Edward Jones, Raymond James Say Litigation Costs Likely to Soar
Jones Financial Cos., the parent of mass-market brokerage giant Edward Jones, estimates that its unreserved potential legal costs have more than tripled in the past 12 months.
In its 2018 first-quarter regulatory filing, Jones put its estimated potential legal losses at $0 to $9 million.
Similarly, Raymond James Financial, which has 7,862 independent and employee advisors in its brokerage division, raised its estimate for unreserved legal costs 46% over the past year to a maximum of $110 million at the end of March from $75 million at March 31, 2018, according to its 10-Q filings.
Spokespeople for Raymond James, which drew 39% of its profit in the first three months of the year from its private client division, did not return a request for comment.
Raymond James in April settled for an undisclosed amount two customer class action claims alleging the firm failed to properly disclose fees in its self-directed, fee-based “Passport” accounts and continues to list those cases as potential legal liabilities.

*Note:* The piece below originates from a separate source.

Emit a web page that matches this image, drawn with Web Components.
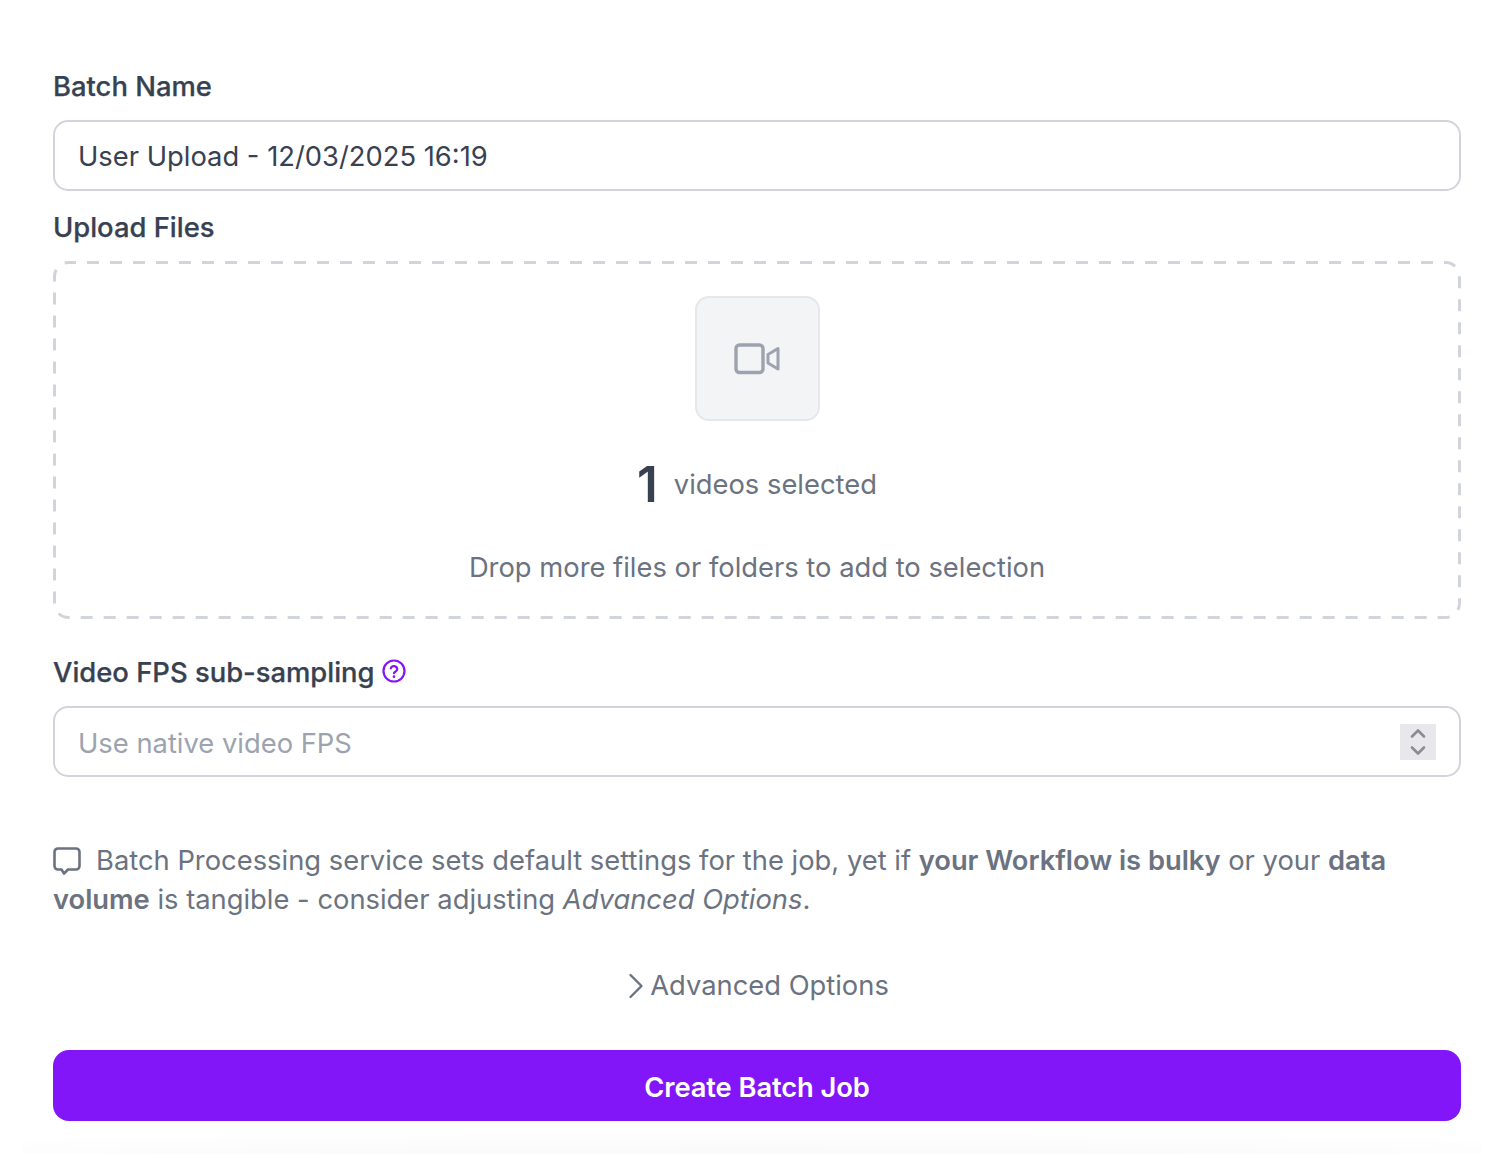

Jones, which derives almost all of its revenue from its brokerage business, has been hit with a number of high-profile purported class-action legal claims in the past year, ranging from investors claiming that they were pushed from commission into more expensive fee-based accounts to former advisers making racial discrimination claims and wage claims that include charges of the firm suing them to recoup training costs and of not paying them for overtime.
Edward Jones, which has filed to dismiss some of the cases, said that it is facing a rise in expenses that represents a litigious trend facing the entire industry.
“Like other financial services firms, we have seen an increase in litigation,” Jones spokesman John Boul wrote in an email. “Through a recurring and consistent process, we regularly adjust legal reserve expenses and potential contingency ranges as warranted.”
The disclosures in Edward Jones and Raymond James’ 10-Q filing offer a rare peek at the costs of litigation for retail firms, since most large retail brokerage firms are parts of larger bank companies that don’t break out such particular projections.
LPL Financial, the largest independent broker-dealer with 16,189 brokers, in its first-quarter earnings filing with the SEC earlier this month noted the inherent difficulty of estimating financial losses relating to fines, customer restitution and legal defeats and assessing probabilities and timing. However, it said that it is likely to reach settlements with 16 states this year that will entail fines of about $26.4 million relating to sales of unregistered securities. That will supplement 37 settlements made earlier with other states and jurisdictions.
Jones’ filing noted that a federal judge in Chicago in March dismissed the wage and training-cost clawback claims from former employees. On May 3, however, the former brokers through their law firm Stowell and Friedman filed an amended complaint that provide additional evidence of the brokers’ standing to bring the class-action lawsuit.
“We have seen the amended lawsuit filed by plaintiffs following the dismissal of their earlier amended complaint and have informed the court that we will file a renewed motion to dismiss,” Boul wrote.
For Jones, the maximum estimated legal expense of $32 million represents 13.3% of the $241 million that the company earned in the first quarter. It comes as the brokerage sales force has continued to climb, rising 9% in the past 12 months to 17,059 advisors as of March 29th. Those advisors managed $1.2 trillion in client assets, up 8% from the prior year’s quarter.Raymond James $110 million legal cost estimate represents 83% of its $132 million profit in its private client group in the first three months this year and 32.8% of its company-wide earnings of $335 million. The firm expanded its headcount 3.4% to 7,862 from 7,604, largely through recruiting of veteran advisors, and assets under management rose 9.3% to $760 million.